◆ **Task**:
Go through the records and show each line where the word "components" occurs.
————
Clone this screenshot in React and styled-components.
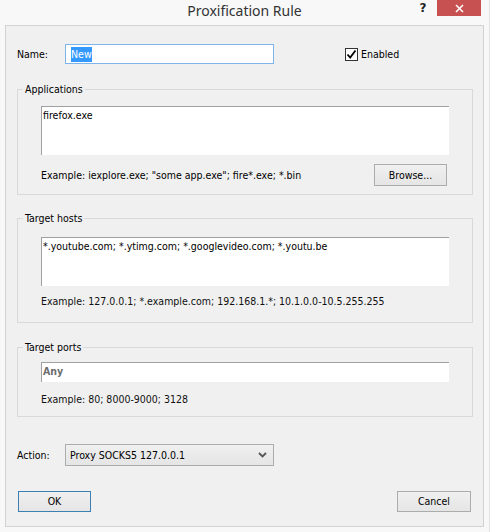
import React from 'react';
import styled, { createGlobalStyle } from 'styled-components';

const Global = createGlobalStyle`
  html, body { margin: 0; padding: 0; background: #f8f8f8; }
  body {
    font-family: "DejaVu Sans Condensed", "Liberation Sans", Arial, sans-serif;
    font-size: 10.5px;
    line-height: 13px;
    color: #000;
  }
  * { box-sizing: border-box; }
`;

const Window = styled.div`
  width: 490px;
  height: 532px;
  display: flex;
  flex-direction: column;
  background: #f8f8f8;
  border-right: 1px solid #e2e2e2;
`;

const TitleBar = styled.div`
  height: 25px;
  flex: none;
  display: grid;
  grid-template-columns: 1fr auto 1fr;
  align-items: start;
`;

const Title = styled.div`
  grid-column: 2;
  font-family: "Noto Sans", "Open Sans", sans-serif;
  font-size: 14px;
  line-height: 22px;
  color: #333;
`;

const Controls = styled.div`
  grid-column: 3;
  justify-self: end;
  display: flex;
  margin-right: 8px;
`;

const HelpButton = styled.div`
  width: 28px;
  height: 16px;
  display: flex;
  align-items: center;
  justify-content: center;
  font-family: "DejaVu Sans", sans-serif;
  font-weight: bold;
  font-size: 12px;
  color: #222;
`;

const CloseButton = styled.div`
  width: 44px;
  height: 16px;
  background: #c75050;
  display: flex;
  align-items: center;
  justify-content: center;
`;

const Client = styled.div`
  flex: 1;
  margin: 0 5px 5px 5px;
  background: #f0f0f0;
  border: 1px solid #d2d2d2;
  display: flex;
  flex-direction: column;
  padding: 18px 10px 0 11px;
`;

const Row = styled.div`
  display: flex;
  align-items: center;
  height: ${(p) => p.$h || 20}px;
  margin-top: ${(p) => p.$mt || 0}px;
`;

const Label = styled.span`
  width: 48px;
  flex: none;
`;

const NameInput = styled.div`
  width: 209px;
  height: 20px;
  background: #fff;
  border: 1px solid #7eb4ea;
  display: flex;
  align-items: center;
  padding-left: 5px;
`;

const Selected = styled.span`
  background: #3399ff;
  color: #fff;
  padding: 1px 0;
`;

const CheckLabel = styled.label`
  display: flex;
  align-items: center;
  gap: 3px;
  margin-left: 71px;
`;

const CheckBox = styled.span`
  width: 13px;
  height: 13px;
  border: 1px solid #333;
  background: #fff;
  display: flex;
  align-items: center;
  justify-content: center;
`;

const Group = styled.div`
  display: flex;
  flex-direction: column;
  border: 1px solid #d9d9d9;
  margin-top: ${(p) => p.$mt}px;
  padding: 0 23px ${(p) => p.$pb}px 23px;
`;

const Legend = styled.span`
  align-self: flex-start;
  height: 13px;
  margin: -7px 0 0 -18px;
  padding: 0 2px;
  background: #f0f0f0;
`;

const TextArea = styled.div`
  height: ${(p) => p.$h || 49}px;
  margin-top: ${(p) => p.$mt}px;
  background: #fff;
  border-top: 1px solid #a0a0a0;
  border-left: 1px solid #a0a0a0;
  padding: 2px 1px;
  white-space: nowrap;
`;

const Placeholder = styled.span`
  font-weight: bold;
  color: #6d6d6d;
`;

const Example = styled.div`
  margin-top: ${(p) => p.$mt || 0}px;
  color: #111;
`;

const ExampleRow = styled.div`
  display: flex;
  align-items: center;
  justify-content: space-between;
  margin-top: 9px;
  height: 22px;
`;

const Button = styled.div`
  width: ${(p) => p.$w || 73}px;
  height: ${(p) => p.$h || 21}px;
  border: 1px solid ${(p) => (p.$default ? '#3c7fb1' : '#acacac')};
  background: linear-gradient(#f0f0f0, #e5e5e5);
  display: flex;
  align-items: center;
  justify-content: center;
  margin-left: ${(p) => p.$ml || 0}px;
  margin-right: ${(p) => p.$mr || 0}px;
`;

const Select = styled.div`
  width: 209px;
  height: 22px;
  border: 1px solid #acacac;
  background: linear-gradient(#f0f0f0, #e5e5e5);
  display: flex;
  align-items: center;
  justify-content: space-between;
  padding: 0 6px 0 4px;
`;

const ButtonRow = styled.div`
  display: flex;
  justify-content: space-between;
  margin-top: 25px;
`;

export default function App() {
  return (
    <>
      <Global />
      <Window>
        <TitleBar>
          <Title>Proxification Rule</Title>
          <Controls>
            <HelpButton>?</HelpButton>
            <CloseButton>
              <svg width="9" height="9" viewBox="0 0 9 9">
                <path d="M1 1L8 8M8 1L1 8" stroke="#fff" strokeWidth="1.6" />
              </svg>
            </CloseButton>
          </Controls>
        </TitleBar>
        <Client>
          <Row>
            <Label>Name:</Label>
            <NameInput>
              <Selected>New</Selected>
            </NameInput>
            <CheckLabel>
              <CheckBox>
                <svg width="11" height="11" viewBox="0 0 11 11">
                  <path d="M1.5 5.5L4.2 8.5L9.5 1.5" stroke="#000" strokeWidth="1.8" fill="none" />
                </svg>
              </CheckBox>
              Enabled
            </CheckLabel>
          </Row>

          <Group $mt={25} $pb={8}>
            <Legend>Applications</Legend>
            <TextArea $mt={10}>firefox.exe</TextArea>
            <ExampleRow>
              <span>Example: iexplore.exe; "some app.exe"; fire*.exe; *.bin</span>
              <Button $h={22} $mr={2}>Browse...</Button>
            </ExampleRow>
          </Group>

          <Group $mt={23} $pb={14}>
            <Legend>Target hosts</Legend>
            <TextArea $mt={12}>*.youtube.com; *.ytimg.com; *.googlevideo.com; *.youtu.be</TextArea>
            <Example $mt={9}>Example: 127.0.0.1; *.example.com; 192.168.1.*; 10.1.0.0-10.5.255.255</Example>
          </Group>

          <Group $mt={24} $pb={10}>
            <Legend>Target ports</Legend>
            <TextArea $mt={8} $h={20}>
              <Placeholder>Any</Placeholder>
            </TextArea>
            <Example $mt={11}>Example: 80; 8000-9000; 3128</Example>
          </Group>

          <Row $mt={27} $h={22}>
            <Label>Action:</Label>
            <Select>
              <span>Proxy SOCKS5 127.0.0.1</span>
              <svg width="9" height="6" viewBox="0 0 9 6">
                <path d="M1 1L4.5 4.5L8 1" stroke="#555" strokeWidth="1.8" fill="none" />
              </svg>
            </Select>
          </Row>

          <ButtonRow>
            <Button $default $ml={1}>OK</Button>
            <Button $w={74} $mr={2}>Cancel</Button>
          </ButtonRow>
        </Client>
      </Window>
    </>
  );
}
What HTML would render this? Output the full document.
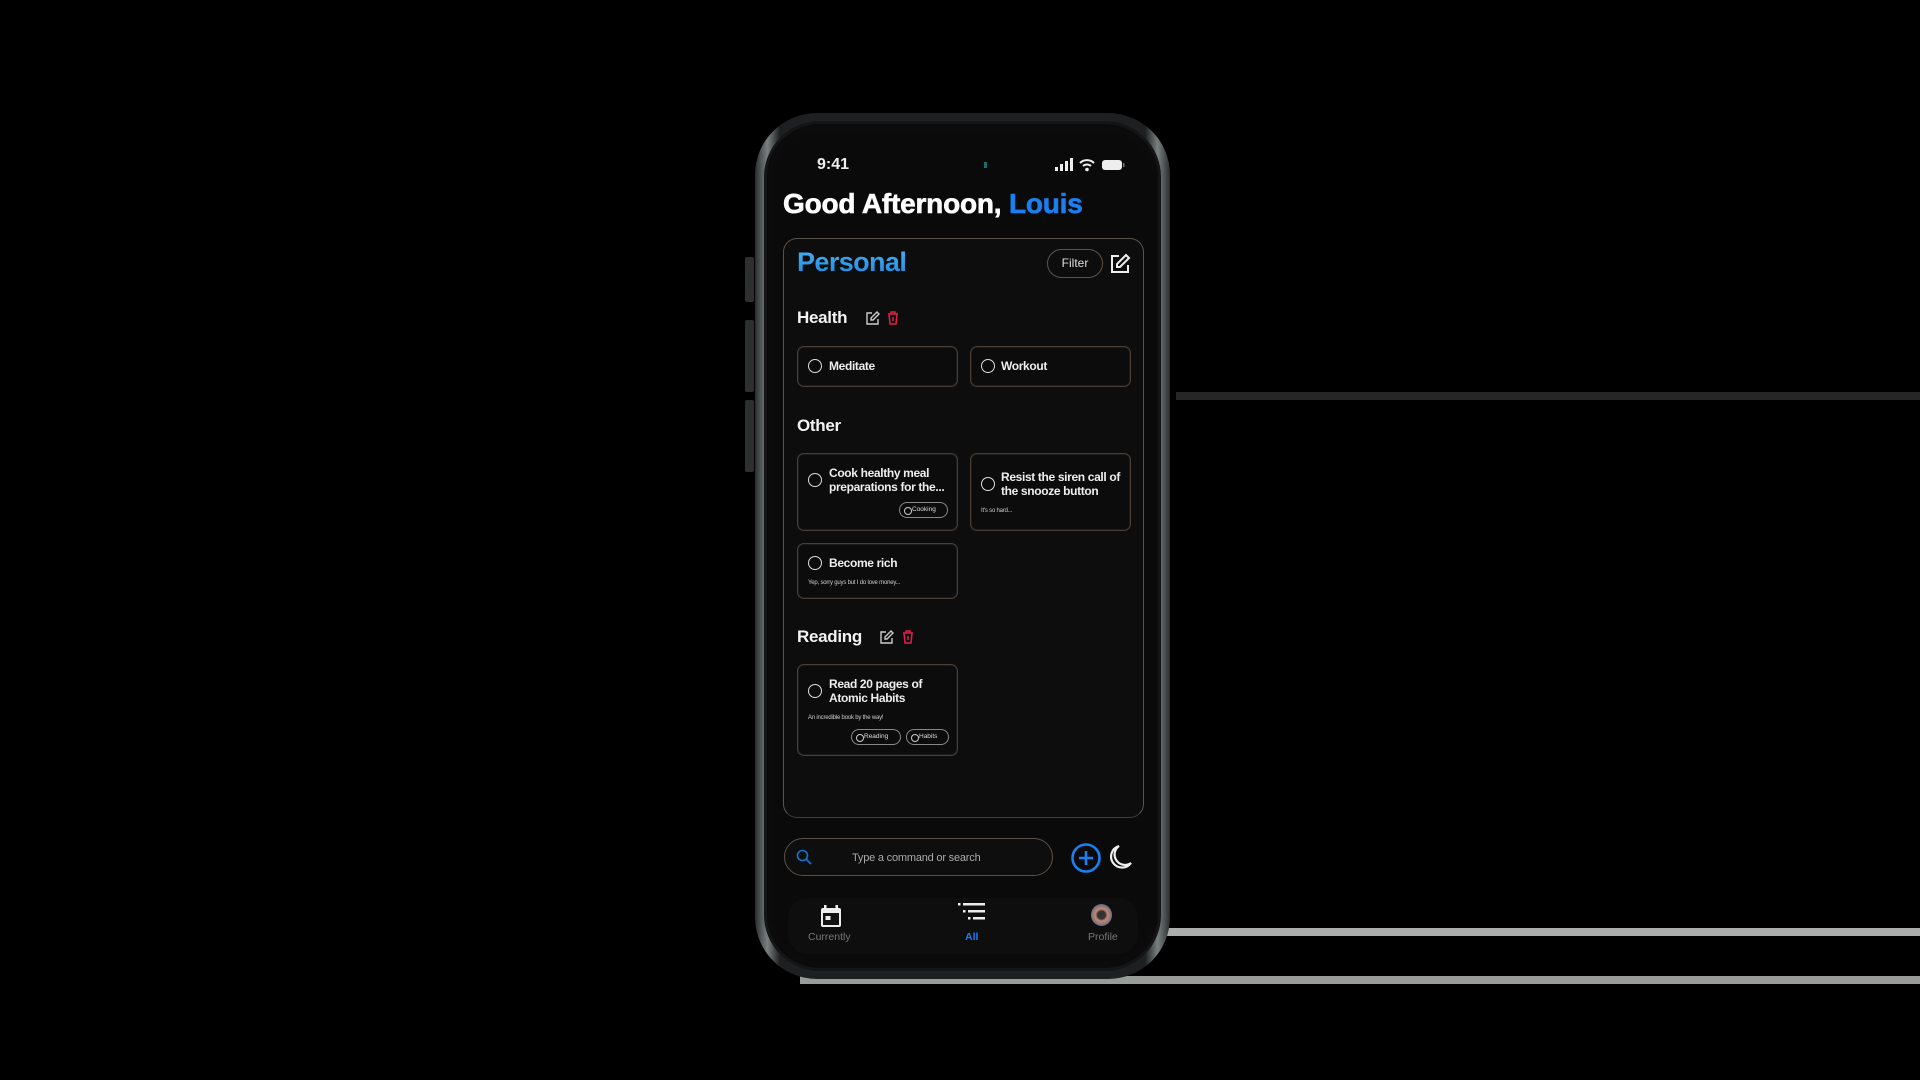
<!DOCTYPE html>
<html><head><meta charset="utf-8"><style>
*{margin:0;padding:0;box-sizing:border-box}
body{width:1920px;height:1080px;background:#000;position:relative;overflow:hidden;font-family:"Liberation Sans",sans-serif;color:#fff}
.a{position:absolute}
.card{position:absolute;border:1.5px solid #4a3f36;border-radius:7px;background:#0c0c0c;box-shadow:inset 0 0 0 1px #1a1a1a}
.rad{position:absolute;width:14px;height:14px;border:1.6px solid #ddd;border-radius:50%}
.t{position:absolute;font-weight:bold;font-size:12px;line-height:14px;color:#eee;letter-spacing:-0.35px}
.s{position:absolute;font-size:6px;color:#ccc;letter-spacing:-0.2px}
.tag{position:absolute;height:16px;border:1.3px solid #888;border-radius:8px;font-size:6.5px;color:#ddd;line-height:13px;padding-left:12px}
.tag:before{content:"";position:absolute;left:4px;top:3.5px;width:6px;height:6px;border:1px solid #ccc;border-radius:50%}
.h{position:absolute;font-weight:bold;font-size:17px;color:#f2f2f2;letter-spacing:-0.3px}
</style></head><body>
<div class="a" style="left:1176px;top:392px;width:744px;height:8px;background:#262626"></div>
<div class="a" style="left:1167px;top:928px;width:753px;height:8px;background:#a9aeac"></div>
<div class="a" style="left:800px;top:976px;width:1120px;height:8px;background:#999b98"></div>
<div class="a" style="left:745px;top:257px;width:9px;height:45px;background:#2e3030;border-radius:2px"></div>
<div class="a" style="left:745px;top:320px;width:9px;height:72px;background:#2e3030;border-radius:2px"></div>
<div class="a" style="left:745px;top:400px;width:9px;height:72px;background:#2e3030;border-radius:2px"></div>
<div class="a" style="left:755px;top:113px;width:415px;height:866px;border-radius:62px;background:linear-gradient(90deg,#2a2d2e,#7a8080 3%,#1d1f20 6%,#1d1f20 94%,#7a8080 97%,#2a2d2e);"></div>
<div class="a" style="left:764px;top:121px;width:397px;height:850px;border-radius:56px;background:#0b0b0b;border:3px solid #141516"></div>
<div class="a" style="left:773px;top:130px;width:380px;height:832px;border-radius:50px;background:#0a0a0a"></div>
<div class="a" style="left:817px;top:156px;font-size:16px;font-weight:bold;color:#eee">9:41</div>
<div class="a" style="left:984px;top:162px;width:3px;height:6px;background:#1f6b6b"></div>
<svg class="a" style="left:1054px;top:157px" width="72" height="16" viewBox="0 0 72 16">
<rect x="1" y="10" width="3" height="4" fill="#eee"/><rect x="6" y="7" width="3" height="7" fill="#eee"/><rect x="11" y="4" width="3" height="10" fill="#eee"/><rect x="16" y="1" width="3" height="13" fill="#eee"/>
<path d="M26 6a10 10 0 0 1 14 0M29 9a6 6 0 0 1 8 0" stroke="#eee" stroke-width="2" fill="none"/><circle cx="33" cy="12.5" r="1.8" fill="#eee"/>
<rect x="48" y="3" width="20" height="10" rx="3" fill="#eee"/><rect x="69" y="6" width="1.5" height="4" fill="#777"/>
</svg>
<div class="a" style="left:783px;top:188px;font-size:28px;font-weight:bold;letter-spacing:-0.2px;-webkit-text-stroke:0.6px #fff">Good Afternoon, <span style="color:#1a7ff0;-webkit-text-stroke:0.6px #1a7ff0">Louis</span></div>
<div class="a" style="left:783px;top:238px;width:361px;height:580px;border:1.5px solid #5a544e;border-radius:14px;background:#0d0d0d;border-bottom-color:#4a3a2a"></div>
<div class="a" style="left:797px;top:247px;font-size:27px;font-weight:bold;letter-spacing:-0.6px;background:linear-gradient(180deg,#46b4f5,#1f86e0);-webkit-background-clip:text;color:transparent">Personal</div>
<div class="a" style="left:1047px;top:249px;width:56px;height:29px;border:1.5px solid #5e5248;border-radius:15px;font-size:12px;text-align:center;line-height:26px;color:#ddd">Filter</div>
<svg class="a" style="left:1109px;top:253px" width="22" height="22" viewBox="0 0 22 22" fill="none" stroke="#eee" stroke-width="2"><path d="M10 3H3v16h16v-7"/><path d="M17 2l3 3-9 9H8v-3z"/></svg>
<div class="h" style="left:797px;top:308px">Health</div>
<svg class="a" style="left:866px;top:311px" width="14" height="14" viewBox="0 0 14 14" fill="none" stroke="#ccc" stroke-width="1.4"><path d="M6 2H1v11h11V8"/><path d="M11 1l2 2-6 6H5V7z"/></svg>
<svg class="a" style="left:887px;top:311px" width="12" height="14" viewBox="0 0 12 14" fill="none" stroke="#e0204a" stroke-width="1.5"><path d="M1 3h10M4 3V1h4v2M2 3l1 10h6l1-10M6 6v4"/></svg>
<div class="card" style="left:797px;top:346px;width:161px;height:41px"></div>
<div class="rad" style="left:808px;top:359px"></div><div class="t" style="left:829px;top:359px">Meditate</div>
<div class="card" style="left:970px;top:346px;width:161px;height:41px"></div>
<div class="rad" style="left:981px;top:359px"></div><div class="t" style="left:1001px;top:359px">Workout</div>
<div class="h" style="left:797px;top:416px">Other</div>
<div class="card" style="left:797px;top:453px;width:161px;height:78px"></div>
<div class="rad" style="left:808px;top:473px"></div><div class="t" style="left:829px;top:466px">Cook healthy meal<br>preparations for the...</div>
<div class="tag" style="left:899px;top:502px;width:49px">Cooking</div>
<div class="card" style="left:970px;top:453px;width:161px;height:78px"></div>
<div class="rad" style="left:981px;top:477px"></div><div class="t" style="left:1001px;top:470px">Resist the siren call of<br>the snooze button</div>
<div class="s" style="left:981px;top:508px">It's so hard...</div>
<div class="card" style="left:797px;top:543px;width:161px;height:56px"></div>
<div class="rad" style="left:808px;top:556px"></div><div class="t" style="left:829px;top:556px">Become rich</div>
<div class="s" style="left:808px;top:580px">Yep, sorry guys but I do love money...</div>
<div class="h" style="left:797px;top:627px">Reading</div>
<svg class="a" style="left:880px;top:630px" width="14" height="14" viewBox="0 0 14 14" fill="none" stroke="#ccc" stroke-width="1.4"><path d="M6 2H1v11h11V8"/><path d="M11 1l2 2-6 6H5V7z"/></svg>
<svg class="a" style="left:902px;top:630px" width="12" height="14" viewBox="0 0 12 14" fill="none" stroke="#e0204a" stroke-width="1.5"><path d="M1 3h10M4 3V1h4v2M2 3l1 10h6l1-10M6 6v4"/></svg>
<div class="card" style="left:797px;top:664px;width:161px;height:92px"></div>
<div class="rad" style="left:808px;top:684px"></div><div class="t" style="left:829px;top:677px">Read 20 pages of<br>Atomic Habits</div>
<div class="s" style="left:808px;top:715px">An incredible book by the way!</div>
<div class="tag" style="left:851px;top:729px;width:50px">Reading</div>
<div class="tag" style="left:906px;top:729px;width:43px">Habits</div>
<div class="a" style="left:784px;top:838px;width:269px;height:38px;border:1.5px solid #5a5048;border-radius:19px;background:#0e0e0e"></div>
<svg class="a" style="left:796px;top:849px" width="16" height="16" viewBox="0 0 16 16" fill="none" stroke="#1a70d0" stroke-width="1.6"><circle cx="6.5" cy="6.5" r="5"/><path d="M10 10l5 5"/></svg>
<div class="a" style="left:852px;top:852px;font-size:11px;color:#aaa;letter-spacing:-0.2px">Type a command or search</div>
<svg class="a" style="left:1070px;top:842px" width="32" height="32" viewBox="0 0 32 32" fill="none" stroke="#1a7ff0" stroke-width="2.6"><circle cx="16" cy="16" r="13.5"/><path d="M16 9v14M9 16h14"/></svg>
<svg class="a" style="left:1107px;top:844px" width="26" height="28" viewBox="0 0 26 28" fill="none" stroke="#eee" stroke-width="2.2"><path d="M12 2A11 11 0 1 0 24 19 9 9 0 0 1 12 2z"/></svg>
<div class="a" style="left:788px;top:898px;width:350px;height:56px;border-radius:20px;background:#0e0e0e"></div>
<svg class="a" style="left:820px;top:904px" width="22" height="24" viewBox="0 0 22 24"><rect x="1" y="4" width="20" height="19" rx="2" fill="#eee"/><rect x="4" y="1" width="2.5" height="5" fill="#eee"/><rect x="15.5" y="1" width="2.5" height="5" fill="#eee"/><rect x="3" y="9" width="16" height="12" fill="#111"/><rect x="5.5" y="12" width="5" height="4" fill="#eee"/></svg>
<div class="a" style="left:808px;top:931px;font-size:10.5px;color:#777">Currently</div>
<svg class="a" style="left:958px;top:903px" width="28" height="18" viewBox="0 0 28 18" fill="#eee"><rect x="0" y="0" width="2.5" height="2.5"/><rect x="5" y="0" width="22" height="2.5"/><rect x="5" y="7" width="2.5" height="2.5"/><rect x="10" y="7" width="17" height="2.5"/><rect x="10" y="14" width="2.5" height="2.5"/><rect x="15" y="14" width="12" height="2.5"/></svg>
<div class="a" style="left:965px;top:931px;font-size:10.5px;font-weight:bold;color:#1a7ff0">All</div>
<div class="a" style="left:1091px;top:904px;width:21px;height:22px;border-radius:50%;background:radial-gradient(circle at 50% 50%,#333 0 25%,#c88870 40%,#5a6b88 75%)"></div>
<div class="a" style="left:1088px;top:931px;font-size:10.5px;color:#777">Profile</div>
</body></html>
————
◆ **The solution**:
Clone this screenshot in React and styled-components.
import styled, { createGlobalStyle } from 'styled-components';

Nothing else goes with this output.